* _Stated problem_: All of the material below is to be restated word for word, apart from the pictures.

(begin)

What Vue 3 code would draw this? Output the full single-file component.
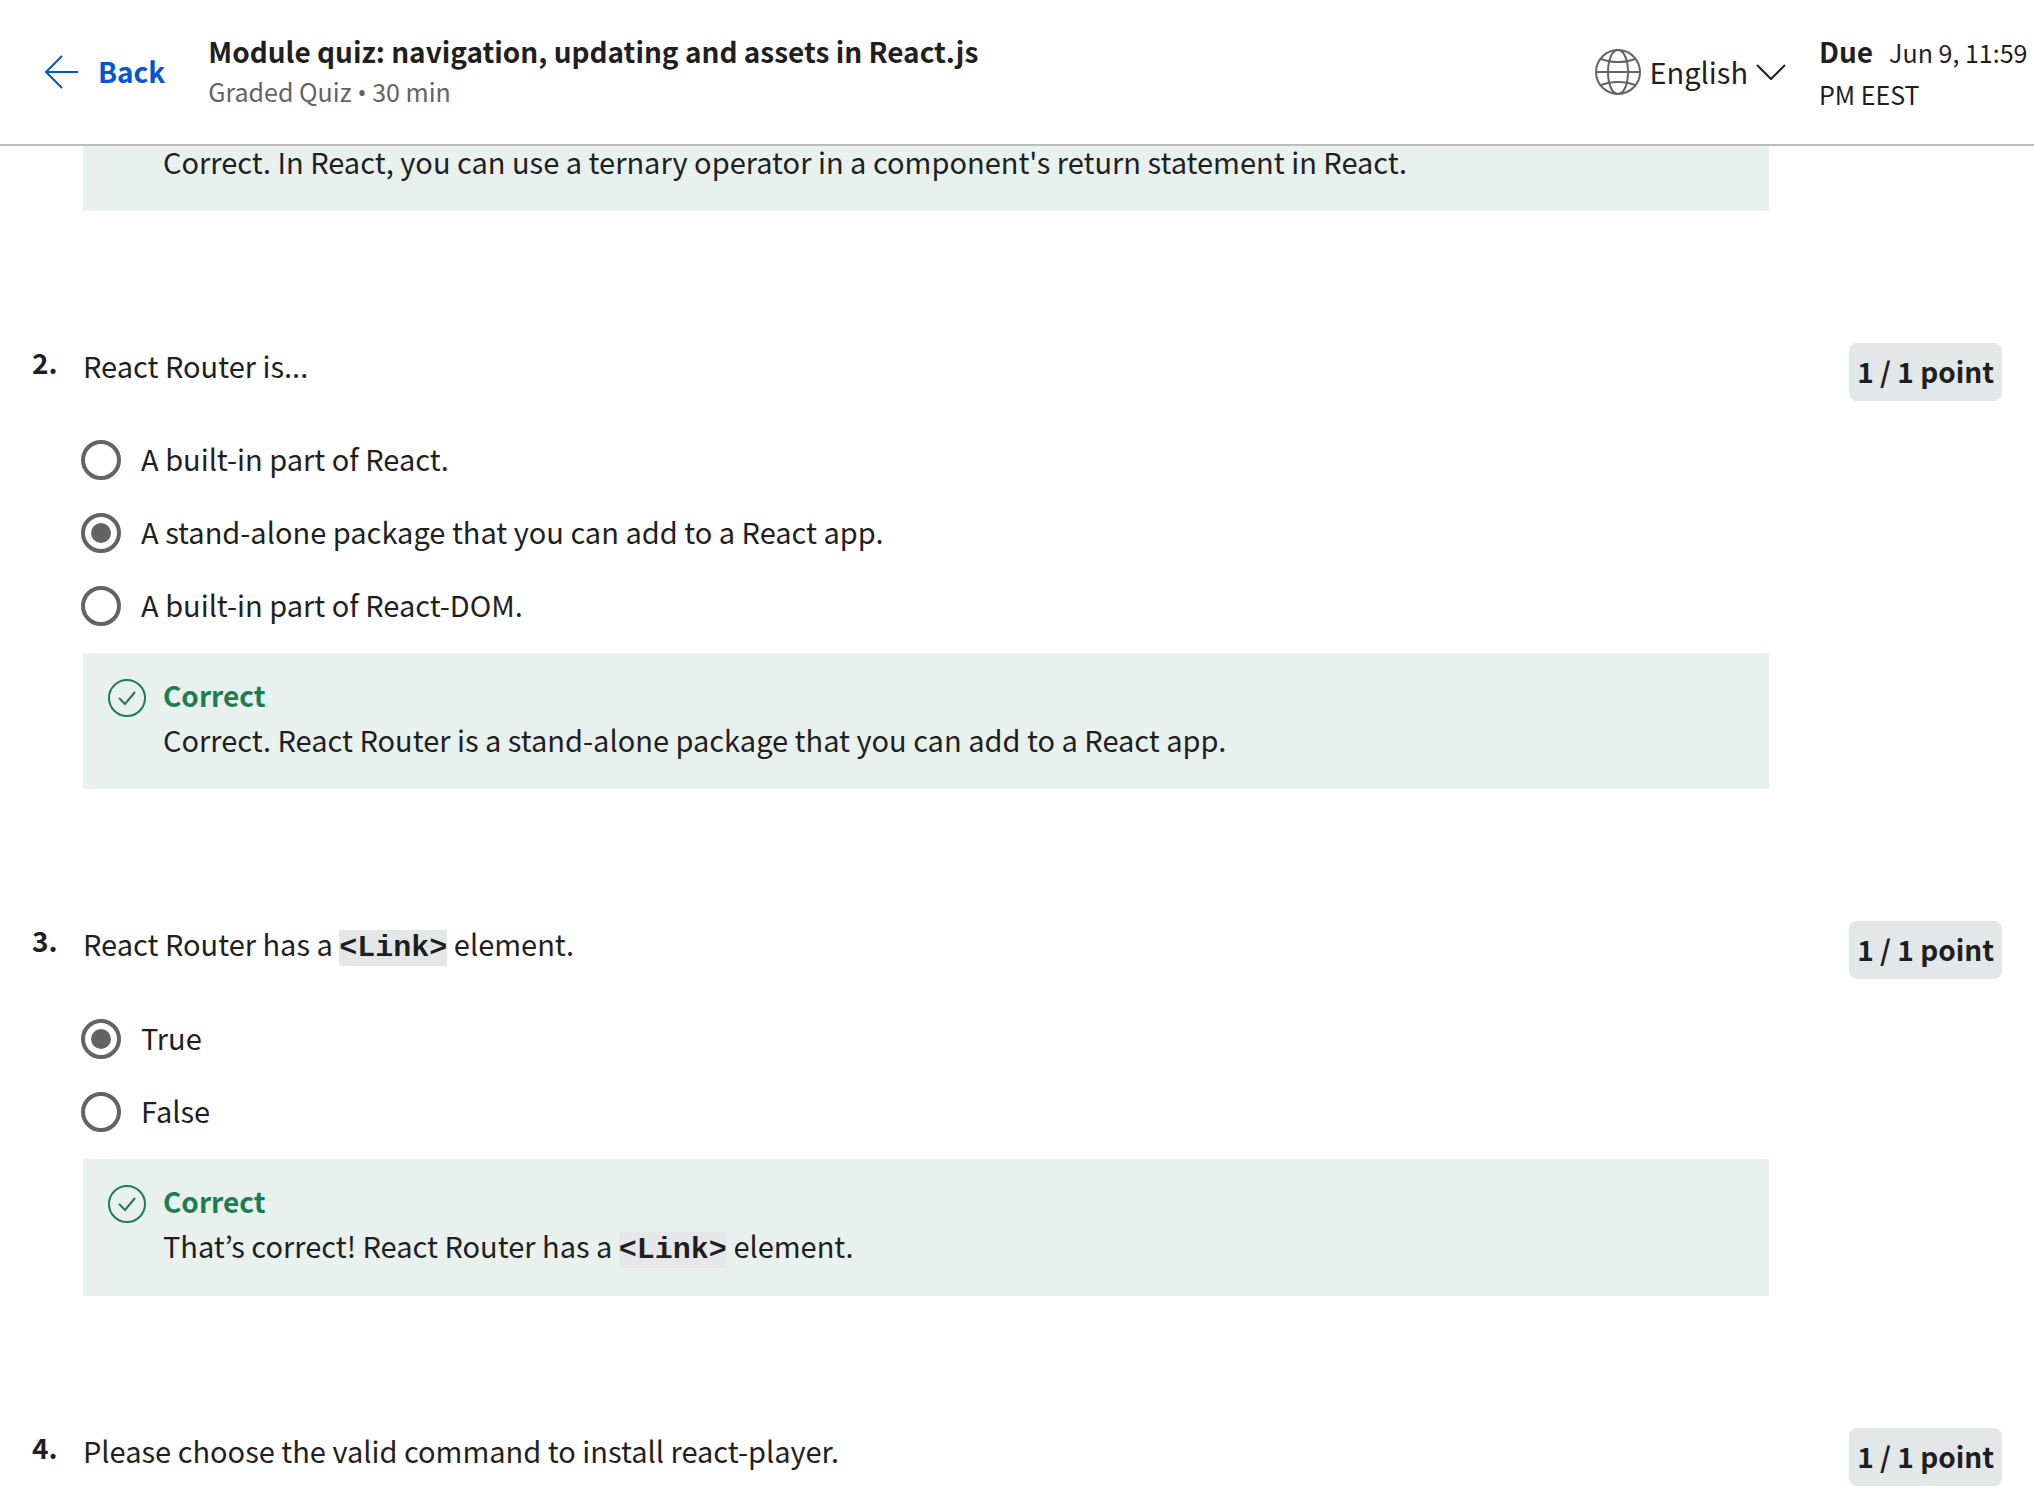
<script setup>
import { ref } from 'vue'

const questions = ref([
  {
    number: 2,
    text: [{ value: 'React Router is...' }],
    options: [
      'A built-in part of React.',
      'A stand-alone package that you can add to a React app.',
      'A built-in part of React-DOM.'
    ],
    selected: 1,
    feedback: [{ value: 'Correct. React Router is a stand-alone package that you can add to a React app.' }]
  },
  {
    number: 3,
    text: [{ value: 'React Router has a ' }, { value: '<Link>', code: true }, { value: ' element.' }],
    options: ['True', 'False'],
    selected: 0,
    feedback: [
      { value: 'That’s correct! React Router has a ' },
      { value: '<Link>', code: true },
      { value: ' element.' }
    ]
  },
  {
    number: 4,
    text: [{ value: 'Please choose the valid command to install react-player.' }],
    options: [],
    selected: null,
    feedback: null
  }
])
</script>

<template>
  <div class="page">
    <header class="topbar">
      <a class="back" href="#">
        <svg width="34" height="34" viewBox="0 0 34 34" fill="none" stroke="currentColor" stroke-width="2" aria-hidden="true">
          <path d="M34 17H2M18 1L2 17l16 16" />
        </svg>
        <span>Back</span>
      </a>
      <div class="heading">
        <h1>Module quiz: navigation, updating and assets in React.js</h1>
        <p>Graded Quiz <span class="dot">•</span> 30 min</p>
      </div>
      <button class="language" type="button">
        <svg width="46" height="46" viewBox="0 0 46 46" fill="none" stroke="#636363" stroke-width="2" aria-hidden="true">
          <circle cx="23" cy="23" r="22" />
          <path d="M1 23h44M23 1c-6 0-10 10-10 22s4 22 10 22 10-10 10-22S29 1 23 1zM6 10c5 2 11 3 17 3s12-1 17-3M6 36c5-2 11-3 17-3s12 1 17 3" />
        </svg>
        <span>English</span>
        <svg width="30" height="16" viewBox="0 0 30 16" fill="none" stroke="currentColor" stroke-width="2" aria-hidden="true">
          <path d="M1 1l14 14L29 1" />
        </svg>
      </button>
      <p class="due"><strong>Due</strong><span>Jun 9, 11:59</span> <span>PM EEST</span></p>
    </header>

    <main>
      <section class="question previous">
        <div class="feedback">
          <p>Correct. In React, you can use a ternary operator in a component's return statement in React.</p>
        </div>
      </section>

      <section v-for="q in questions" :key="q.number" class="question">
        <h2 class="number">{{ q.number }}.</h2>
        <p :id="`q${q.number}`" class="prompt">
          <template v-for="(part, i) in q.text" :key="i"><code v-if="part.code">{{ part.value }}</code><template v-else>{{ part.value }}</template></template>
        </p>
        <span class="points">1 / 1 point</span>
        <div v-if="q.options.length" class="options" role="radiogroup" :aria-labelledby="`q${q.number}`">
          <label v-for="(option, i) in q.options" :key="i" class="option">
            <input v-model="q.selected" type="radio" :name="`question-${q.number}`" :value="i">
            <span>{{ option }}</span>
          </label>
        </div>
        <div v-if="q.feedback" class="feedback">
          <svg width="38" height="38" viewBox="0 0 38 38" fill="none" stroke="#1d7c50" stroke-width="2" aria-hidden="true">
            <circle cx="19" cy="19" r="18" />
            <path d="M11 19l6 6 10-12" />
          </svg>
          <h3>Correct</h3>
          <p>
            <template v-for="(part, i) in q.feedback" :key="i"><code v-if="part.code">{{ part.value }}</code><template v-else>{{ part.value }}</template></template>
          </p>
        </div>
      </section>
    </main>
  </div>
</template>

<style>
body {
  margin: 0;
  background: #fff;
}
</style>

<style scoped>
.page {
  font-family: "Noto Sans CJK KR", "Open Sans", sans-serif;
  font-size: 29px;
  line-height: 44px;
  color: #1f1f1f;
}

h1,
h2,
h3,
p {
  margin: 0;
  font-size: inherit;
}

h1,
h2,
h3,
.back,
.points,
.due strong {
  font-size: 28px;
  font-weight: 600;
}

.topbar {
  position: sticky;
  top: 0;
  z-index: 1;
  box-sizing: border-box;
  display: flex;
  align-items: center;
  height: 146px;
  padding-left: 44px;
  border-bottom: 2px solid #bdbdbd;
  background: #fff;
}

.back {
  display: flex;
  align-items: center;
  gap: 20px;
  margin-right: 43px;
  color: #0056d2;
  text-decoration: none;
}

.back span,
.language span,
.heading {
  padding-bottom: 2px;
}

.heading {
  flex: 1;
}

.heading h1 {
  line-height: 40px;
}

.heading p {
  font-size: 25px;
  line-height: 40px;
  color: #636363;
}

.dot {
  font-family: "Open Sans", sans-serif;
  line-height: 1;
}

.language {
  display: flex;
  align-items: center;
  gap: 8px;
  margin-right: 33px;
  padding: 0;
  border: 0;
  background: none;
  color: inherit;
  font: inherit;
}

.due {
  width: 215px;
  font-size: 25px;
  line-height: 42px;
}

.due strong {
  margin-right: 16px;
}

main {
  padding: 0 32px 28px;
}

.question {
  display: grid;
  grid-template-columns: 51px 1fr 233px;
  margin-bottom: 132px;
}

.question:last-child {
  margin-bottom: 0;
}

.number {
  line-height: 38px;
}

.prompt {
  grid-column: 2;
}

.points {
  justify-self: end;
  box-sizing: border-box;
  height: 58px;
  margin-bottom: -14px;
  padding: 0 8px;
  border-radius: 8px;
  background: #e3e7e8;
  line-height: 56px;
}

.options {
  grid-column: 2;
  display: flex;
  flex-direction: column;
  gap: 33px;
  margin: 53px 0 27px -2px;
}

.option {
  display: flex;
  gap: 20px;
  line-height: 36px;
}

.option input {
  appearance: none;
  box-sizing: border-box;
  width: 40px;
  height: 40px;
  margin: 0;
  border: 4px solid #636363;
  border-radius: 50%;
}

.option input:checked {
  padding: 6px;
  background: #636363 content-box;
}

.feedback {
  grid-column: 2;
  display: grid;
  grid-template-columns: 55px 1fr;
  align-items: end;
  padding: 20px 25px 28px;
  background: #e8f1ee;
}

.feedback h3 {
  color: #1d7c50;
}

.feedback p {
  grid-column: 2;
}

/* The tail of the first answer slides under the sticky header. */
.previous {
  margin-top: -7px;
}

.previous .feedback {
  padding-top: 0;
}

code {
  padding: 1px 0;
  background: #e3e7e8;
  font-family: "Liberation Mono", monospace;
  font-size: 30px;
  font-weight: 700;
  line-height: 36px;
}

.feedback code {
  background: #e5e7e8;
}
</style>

(end)

* _Task solution_:
What Vue 3 code would draw this? Output the full single-file component.
<script setup>
import { ref } from 'vue'

const questions = ref([
  {
    number: 2,
    text: [{ value: 'React Router is...' }],
    options: [
      'A built-in part of React.',
      'A stand-alone package that you can add to a React app.',
      'A built-in part of React-DOM.'
    ],
    selected: 1,
    feedback: [{ value: 'Correct. React Router is a stand-alone package that you can add to a React app.' }]
  },
  {
    number: 3,
    text: [{ value: 'React Router has a ' }, { value: '<Link>', code: true }, { value: ' element.' }],
    options: ['True', 'False'],
    selected: 0,
    feedback: [
      { value: 'That’s correct! React Router has a ' },
      { value: '<Link>', code: true },
      { value: ' element.' }
    ]
  },
  {
    number: 4,
    text: [{ value: 'Please choose the valid command to install react-player.' }],
    options: [],
    selected: null,
    feedback: null
  }
])
</script>

<template>
  <div class="page">
    <header class="topbar">
      <a class="back" href="#">
        <svg width="34" height="34" viewBox="0 0 34 34" fill="none" stroke="currentColor" stroke-width="2" aria-hidden="true">
          <path d="M34 17H2M18 1L2 17l16 16" />
        </svg>
        <span>Back</span>
      </a>
      <div class="heading">
        <h1>Module quiz: navigation, updating and assets in React.js</h1>
        <p>Graded Quiz <span class="dot">•</span> 30 min</p>
      </div>
      <button class="language" type="button">
        <svg width="46" height="46" viewBox="0 0 46 46" fill="none" stroke="#636363" stroke-width="2" aria-hidden="true">
          <circle cx="23" cy="23" r="22" />
          <path d="M1 23h44M23 1c-6 0-10 10-10 22s4 22 10 22 10-10 10-22S29 1 23 1zM6 10c5 2 11 3 17 3s12-1 17-3M6 36c5-2 11-3 17-3s12 1 17 3" />
        </svg>
        <span>English</span>
        <svg width="30" height="16" viewBox="0 0 30 16" fill="none" stroke="currentColor" stroke-width="2" aria-hidden="true">
          <path d="M1 1l14 14L29 1" />
        </svg>
      </button>
      <p class="due"><strong>Due</strong><span>Jun 9, 11:59</span> <span>PM EEST</span></p>
    </header>

    <main>
      <section class="question previous">
        <div class="feedback">
          <p>Correct. In React, you can use a ternary operator in a component's return statement in React.</p>
        </div>
      </section>

      <section v-for="q in questions" :key="q.number" class="question">
        <h2 class="number">{{ q.number }}.</h2>
        <p :id="`q${q.number}`" class="prompt">
          <template v-for="(part, i) in q.text" :key="i"><code v-if="part.code">{{ part.value }}</code><template v-else>{{ part.value }}</template></template>
        </p>
        <span class="points">1 / 1 point</span>
        <div v-if="q.options.length" class="options" role="radiogroup" :aria-labelledby="`q${q.number}`">
          <label v-for="(option, i) in q.options" :key="i" class="option">
            <input v-model="q.selected" type="radio" :name="`question-${q.number}`" :value="i">
            <span>{{ option }}</span>
          </label>
        </div>
        <div v-if="q.feedback" class="feedback">
          <svg width="38" height="38" viewBox="0 0 38 38" fill="none" stroke="#1d7c50" stroke-width="2" aria-hidden="true">
            <circle cx="19" cy="19" r="18" />
            <path d="M11 19l6 6 10-12" />
          </svg>
          <h3>Correct</h3>
          <p>
            <template v-for="(part, i) in q.feedback" :key="i"><code v-if="part.code">{{ part.value }}</code><template v-else>{{ part.value }}</template></template>
          </p>
        </div>
      </section>
    </main>
  </div>
</template>

<style>
body {
  margin: 0;
  background: #fff;
}
</style>

<style scoped>
.page {
  font-family: "Noto Sans CJK KR", "Open Sans", sans-serif;
  font-size: 29px;
  line-height: 44px;
  color: #1f1f1f;
}

h1,
h2,
h3,
p {
  margin: 0;
  font-size: inherit;
}

h1,
h2,
h3,
.back,
.points,
.due strong {
  font-size: 28px;
  font-weight: 600;
}

.topbar {
  position: sticky;
  top: 0;
  z-index: 1;
  box-sizing: border-box;
  display: flex;
  align-items: center;
  height: 146px;
  padding-left: 44px;
  border-bottom: 2px solid #bdbdbd;
  background: #fff;
}

.back {
  display: flex;
  align-items: center;
  gap: 20px;
  margin-right: 43px;
  color: #0056d2;
  text-decoration: none;
}

.back span,
.language span,
.heading {
  padding-bottom: 2px;
}

.heading {
  flex: 1;
}

.heading h1 {
  line-height: 40px;
}

.heading p {
  font-size: 25px;
  line-height: 40px;
  color: #636363;
}

.dot {
  font-family: "Open Sans", sans-serif;
  line-height: 1;
}

.language {
  display: flex;
  align-items: center;
  gap: 8px;
  margin-right: 33px;
  padding: 0;
  border: 0;
  background: none;
  color: inherit;
  font: inherit;
}

.due {
  width: 215px;
  font-size: 25px;
  line-height: 42px;
}

.due strong {
  margin-right: 16px;
}

main {
  padding: 0 32px 28px;
}

.question {
  display: grid;
  grid-template-columns: 51px 1fr 233px;
  margin-bottom: 132px;
}

.question:last-child {
  margin-bottom: 0;
}

.number {
  line-height: 38px;
}

.prompt {
  grid-column: 2;
}

.points {
  justify-self: end;
  box-sizing: border-box;
  height: 58px;
  margin-bottom: -14px;
  padding: 0 8px;
  border-radius: 8px;
  background: #e3e7e8;
  line-height: 56px;
}

.options {
  grid-column: 2;
  display: flex;
  flex-direction: column;
  gap: 33px;
  margin: 53px 0 27px -2px;
}

.option {
  display: flex;
  gap: 20px;
  line-height: 36px;
}

.option input {
  appearance: none;
  box-sizing: border-box;
  width: 40px;
  height: 40px;
  margin: 0;
  border: 4px solid #636363;
  border-radius: 50%;
}

.option input:checked {
  padding: 6px;
  background: #636363 content-box;
}

.feedback {
  grid-column: 2;
  display: grid;
  grid-template-columns: 55px 1fr;
  align-items: end;
  padding: 20px 25px 28px;
  background: #e8f1ee;
}

.feedback h3 {
  color: #1d7c50;
}

.feedback p {
  grid-column: 2;
}

/* The tail of the first answer slides under the sticky header. */
.previous {
  margin-top: -7px;
}

.previous .feedback {
  padding-top: 0;
}

code {
  padding: 1px 0;
  background: #e3e7e8;
  font-family: "Liberation Mono", monospace;
  font-size: 30px;
  font-weight: 700;
  line-height: 36px;
}

.feedback code {
  background: #e5e7e8;
}
</style>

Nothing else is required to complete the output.